Rojas has presented at major conferences in the United States and throughout the world. She is the author of several ASCD publications, including Strategies for Success with English Language Learners (ASCD, 2007) and the ESL Teachers and Educating English Language Learners: Connecting Language, Literacy, and Culture DVD Series (ASCD, 2010).

Rojas holds an EdD in philosophy, an MEd in applied linguistics and TESOL, and a BS in language education.

Workshop #2

What Do Teachers and Administrators Need to Know About Learning?

Rami Madani, Director of Learning,
The International School of Kuala Lumpur, Malaysia

About the Workshop

The workshop approaches ‘learning’ through a practical lens. It aims to consolidate a range of research around learning and present it in a manner that makes practical sense to educators. The workshop first establishes a common “understanding” of learning and then applies this understanding to various components of the learning process: planning, instruction, assessment, feedback, and observing learning when visiting classrooms. Participants will reflect on their own practice and receive feedback that helps them further refine their practices and shape their identity as educators.

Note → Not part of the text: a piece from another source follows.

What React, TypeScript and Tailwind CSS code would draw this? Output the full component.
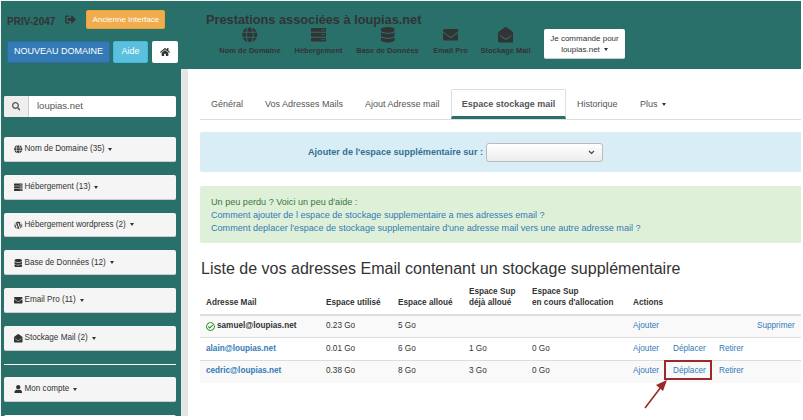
import { FaGlobe, FaServer, FaDatabase, FaEnvelope, FaEnvelopeOpen, FaHome, FaSearch, FaWordpress, FaUser, FaSignOutAlt, FaRegCheckCircle } from "react-icons/fa";
import type { ReactNode } from "react";

const Caret = () => <span className="inline-block w-0 h-0 ml-[4px] align-middle border-x-[2.5px] border-x-transparent border-t-[3px] border-t-[#333]" />;

function TopIcon({ icon, label, w }: { icon: ReactNode; label: string; w: string }) {
  return (
    <div className={`flex flex-col items-center ${w}`}>
      <div className="h-[18px] flex items-center text-[15.5px] text-[#333]">{icon}</div>
      <div className="mt-[2px] text-[7.5px] leading-[10px] font-bold text-[#333] whitespace-nowrap">{label}</div>
    </div>
  );
}

function SideBtn({ icon, label }: { icon: ReactNode; label: string }) {
  return (
    <div className="h-[24.8px] shrink-0 bg-[#f5f5f5] rounded-[2px] border-b border-[#ccc] flex items-center pl-[10px] pt-px text-[8.15px] text-[#333] whitespace-nowrap">
      <span className="flex items-center text-[8.5px] mr-[2px]">{icon}</span>
      <span>{label}</span>
      <Caret />
    </div>
  );
}

const Blue = ({ children }: { children: ReactNode }) => <span className="text-[#337ab7]">{children}</span>;

const rows = [
  { mail: "samuel@loupias.net", used: "0.23 Go", alloc: "5 Go", sup: "", cours: "", ok: true },
  { mail: "alain@loupias.net", used: "0.01 Go", alloc: "6 Go", sup: "1 Go", cours: "0 Go", ok: false },
  { mail: "cedric@loupias.net", used: "0.38 Go", alloc: "8 Go", sup: "3 Go", cours: "0 Go", ok: false },
];

export default function App() {
  return (
    <div className="w-[801px] h-[416px] overflow-hidden bg-[#29706b] border-t border-l border-[#f4f4f4] flex flex-col font-['Liberation_Sans',sans-serif] text-[#333]">
      <header className="h-[68px] shrink-0 flex">
        <div className="w-[180px] shrink-0 pl-[6px]">
          <div className="h-[41px] pt-[9px] flex items-start">
            <span className="mt-[4px] text-[10px] font-bold text-[#333]">PRIV-2047</span>
            <FaSignOutAlt className="mt-[4px] ml-[10px] text-[11px] text-[#333]" />
            <div className="ml-[10px] w-[79px] h-[19px] bg-[#f0ad4e] border border-[#eea236] rounded-[2px] text-white text-[8px] flex items-center justify-center whitespace-nowrap">Ancienne Interface</div>
          </div>
          <div className="-mt-px flex gap-[3px]">
            <div className="w-[103px] h-[22px] bg-[#337ab7] border border-[#2e6da4] rounded-[2px] text-white text-[9px] flex items-center justify-center whitespace-nowrap">NOUVEAU DOMAINE</div>
            <div className="w-[35px] h-[22px] bg-[#5bc0de] border border-[#46b8da] rounded-[2px] text-white text-[9px] flex items-center justify-center">Aide</div>
            <div className="ml-[1px] w-[26px] h-[22px] bg-white rounded-[2px] flex items-center justify-center text-[10px] text-[#333]"><FaHome /></div>
          </div>
        </div>
        <div className="pl-[25px]">
          <div className="mt-[11px] text-[12.75px] leading-[15px] font-bold text-[#333] whitespace-nowrap">Prestations associées à loupias.net</div>
          <div className="-mt-px flex items-start">
            <TopIcon icon={<FaGlobe />} label="Nom de Domaine" w="w-[62px] ml-[13px]" />
            <TopIcon icon={<FaServer />} label="Hébergement" w="w-[49px] ml-[13px]" />
            <TopIcon icon={<FaDatabase />} label="Base de Données" w="w-[63px] ml-[13px]" />
            <TopIcon icon={<FaEnvelope />} label="Email Pro" w="w-[35px] ml-[14px]" />
            <TopIcon icon={<FaEnvelopeOpen />} label="Stockage Mail" w="w-[51px] ml-[12px]" />
            <div className="ml-[13px] mt-[3px] w-[81px] h-[30px] bg-white rounded-[2px] border-b border-[#ccc] text-[8px] leading-[11px] text-[#333] flex flex-col items-center justify-center whitespace-nowrap">
              <span>Je commande pour</span>
              <span>loupias.net<Caret /></span>
            </div>
          </div>
        </div>
      </header>

      <div className="flex-1 flex min-h-0">
        <aside className="w-[180px] shrink-0 pl-[3px] pr-[5px] pt-[27px] flex flex-col">
          <div className="h-[21px] shrink-0 bg-white rounded-[2px] flex text-[9.5px] text-[#555]">
            <div className="w-[25px] bg-[#eee] border-r border-[#ccc] rounded-l-[2px] flex items-center justify-center text-[8.5px]"><FaSearch /></div>
            <div className="flex-1 flex items-center pl-[8px]">loupias.net</div>
          </div>
          <div className="mt-[20px] shrink-0 flex flex-col gap-[13px]">
            <SideBtn icon={<FaGlobe />} label="Nom de Domaine (35)" />
            <SideBtn icon={<FaServer />} label="Hébergement (13)" />
            <SideBtn icon={<FaWordpress />} label="Hébergement wordpress (2)" />
            <SideBtn icon={<FaDatabase />} label="Base de Données (12)" />
            <SideBtn icon={<FaEnvelope />} label="Email Pro (11)" />
            <SideBtn icon={<FaEnvelopeOpen />} label="Stockage Mail (2)" />
          </div>
          <div className="mt-[13px] mb-[12px] h-px shrink-0 bg-white" />
          <div className="shrink-0 flex flex-col gap-[13px]">
            <SideBtn icon={<FaUser />} label="Mon compte" />
            <div className="h-[25px] bg-[#f5f5f5] rounded-[2px]" />
          </div>
        </aside>

        <div className="w-[7px] shrink-0 bg-[#e5e5e5]" />

        <main className="flex-1 min-w-0 bg-white pl-[12px] pt-[20px]">
          <nav className="h-[31px] border-b border-[#ddd] flex text-[9px] text-[#555] whitespace-nowrap">
            <div className="w-[65px] pl-[11px] pt-[9px]">Général</div>
            <div className="w-[100px] pl-0 pt-[9px]">Vos Adresses Mails</div>
            <div className="w-[86px] pt-[9px]">Ajout Adresse mail</div>
            <div className="w-[115px] h-[30px] bg-white border-x border-t border-[#ddd] border-b-[3px] border-b-[#29706b] rounded-t-[2px] font-bold text-[#555] text-center pt-[8px]">Espace stockage mail</div>
            <div className="w-[74px] pl-[11px] pt-[9px]">Historique</div>
            <div className="pl-0 pt-[9px]">Plus<Caret /></div>
          </nav>

          <div className="mt-[12px] h-[40px] bg-[#d9edf7] rounded-l-[2px] flex items-center pl-[108px] text-[9.1px] font-bold text-[#31708f] whitespace-nowrap">
            <span className="pt-px">Ajouter de l'espace supplémentaire sur :</span>
            <div className="ml-[3px] w-[117px] h-[19px] rounded-[3px] border border-[#bbb] bg-gradient-to-b from-white to-[#ececec] flex items-center justify-end pr-[7px]">
              <svg width="7" height="5" viewBox="0 0 7 5"><path d="M1 1l2.5 2.5L6 1" fill="none" stroke="#444" strokeWidth="1.2" /></svg>
            </div>
          </div>

          <div className="mt-[14px] h-[57px] bg-[#dff0d8] rounded-l-[2px] pl-[11px] pt-[10px] text-[9.1px] leading-[13px] whitespace-nowrap">
            <div className="text-[#3c763d]">Un peu perdu ? Voici un peu d'aide :</div>
            <div><Blue>Comment ajouter de l espace de stockage supplementaire a mes adresses email ?</Blue></div>
            <div><Blue>Comment deplacer l'espace de stockage supplementaire d'une adresse mail vers une autre adresse mail ?</Blue></div>
          </div>

          <h1 className="mt-[15px] ml-px text-[16.05px] leading-[20px] font-normal text-[#333] whitespace-nowrap">Liste de vos adresses Email contenant un stockage supplémentaire</h1>

          <table className="mt-[6px] w-[601px] table-fixed border-collapse text-[8.2px] text-[#333] whitespace-nowrap">
            <colgroup>
              <col className="w-[120px]" /><col className="w-[72px]" /><col className="w-[71px]" /><col className="w-[63px]" /><col className="w-[101px]" /><col className="w-[40px]" /><col className="w-[46px]" /><col className="w-[38px]" /><col className="w-[50px]" />
            </colgroup>
            <thead>
              <tr className="h-[31px] border-b-2 border-[#ddd] font-bold text-left align-bottom leading-[11px]">
                <th className="pl-[6px] pb-[6px]">Adresse Mail</th>
                <th className="pl-[6px] pb-[6px]">Espace utilisé</th>
                <th className="pl-[6px] pb-[6px]">Espace alloué</th>
                <th className="pl-[6px] pb-[6px]">Espace Sup<br />déjà alloué</th>
                <th className="pl-[6px] pb-[6px]">Espace Sup<br />en cours d'allocation</th>
                <th className="pl-[6px] pb-[6px]" colSpan={4}>Actions</th>
              </tr>
            </thead>
            <tbody>
              {rows.map((r, i) => (
                <tr key={r.mail} className={`h-[22.5px] border-b border-[#ddd] last:border-b-0 ${i === 1 ? "bg-white" : "bg-[#f9f9f9]"}`}>
                  <td className="pl-[6px] font-bold">
                    {r.ok ? (
                      <span className="flex items-center gap-[2px]"><FaRegCheckCircle className="text-[9px] text-[#0a8a0a]" />{r.mail}</span>
                    ) : <Blue>{r.mail}</Blue>}
                  </td>
                  <td className="pl-[6px]">{r.used}</td>
                  <td className="pl-[6px]">{r.alloc}</td>
                  <td className="pl-[6px]">{r.sup}</td>
                  <td className="pl-[6px]">{r.cours}</td>
                  <td className="pl-[6px]"><Blue>Ajouter</Blue></td>
                  <td className="pl-[6px]">
                    {!r.ok && (
                      <span className="relative">
                        <Blue>Déplacer</Blue>
                        {i === 2 && (
                          <>
                            <span className="absolute -left-[9px] -top-[6px] w-[48px] h-[20px] border-[2px] border-[#9c2a2a]" />
                            <svg className="absolute -left-[30px] top-[12px]" width="30" height="32" viewBox="0 0 30 32">
                              <path d="M2 30 L18 9" stroke="#9c2a2a" strokeWidth="1.6" fill="none" />
                              <path d="M24 2 L13 7 L20 13 Z" fill="#9c2a2a" />
                            </svg>
                          </>
                        )}
                      </span>
                    )}
                  </td>
                  <td className="pl-[6px]">{!r.ok && <Blue>Retirer</Blue>}</td>
                  <td className="pl-[6px]">{r.ok && <Blue>Supprimer</Blue>}</td>
                </tr>
              ))}
            </tbody>
          </table>
        </main>
      </div>
    </div>
  );
}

The cost of this workshop is $700.

Read More about the Workshop

The workshop uses the ‘learning lens’ to address several core questions, such as How do we know when learning is happening with our students? What do we look for? How do we act when our intended learning isn’t accessible, or is too easy for our students? What is worth learning and how do we know? How do we design units and learning experiences that address the ‘non-negotiable’ curriculum and allow for whitespace and student autonomy? What are the ‘look fors’ when it comes to further improving instructional practices? What type of feedback is most meaningful for students? How best do we observe learning when visiting other classrooms? How can we have meaningful conversation about what we observed?

Who should attend?

  • Elementary, middle, and high school classroom teachers
  • Elementary, middle, and high school curriculum and learning coaches
  • Elementary, middle, and high school administrators

Workshop Goals and Takeaways

In this three-day workshop, participants will:

  • Develop the ability to define learning and to know when and how it is happening. This skill helps teachers and administrators develop confidence in knowing, in real time, when learning is happening. It also enables them to respond when learning isn’t at the ‘right’ level for the students.
  • Clearly differentiate between the conditions essential for acquiring knowledge, skill, and understanding. Since these three elements are different components of learning, they require different considerations when it comes to planning, instruction, and assessment.
  • Develop understanding of what is worth learning and how that might fit in the ‘non-negotiable’ curriculum. Several leading organizations and educational experts have studied this area at length. This workshop will share a summary of this research and provide participants with tools to use in their lessons.
  • Be able to plan learning experiences that are most appropriate to the type of desired learning.
  • Reflect on their instructional practices and consider possible enhancements to make these more learning-focused.
  • Refine what teacher and student autonomy within the ‘non-negotiable’ curriculum might mean. This aspect of learning is key to the development of life-worthy skills.
  • Develop the ability to give meaningful feedback on learning.
  • Learn protocols that support learning observation in classrooms of other colleagues and how to give meaningful feedback to the teacher.

About Rami Madani

Rami Madani is the Director of Learning at the International School of Kuala Lumpur, Malaysia. Prior to that he worked in international schools in Yemen, Zambia, and India, serving students and faculty at all school levels.

He has taught subjects ranging from Mathematics to Music to Theory of Knowledge. He served as a secondary school principal, dean of students, and department head in various international schools.

Rami has designed a variety of professional development and training programs for teachers.

In addition, he is an IB Diploma consultant and is passionate about aligning a school's systems with its mission, and ensuring that teaching and learning is the focus of what schools do.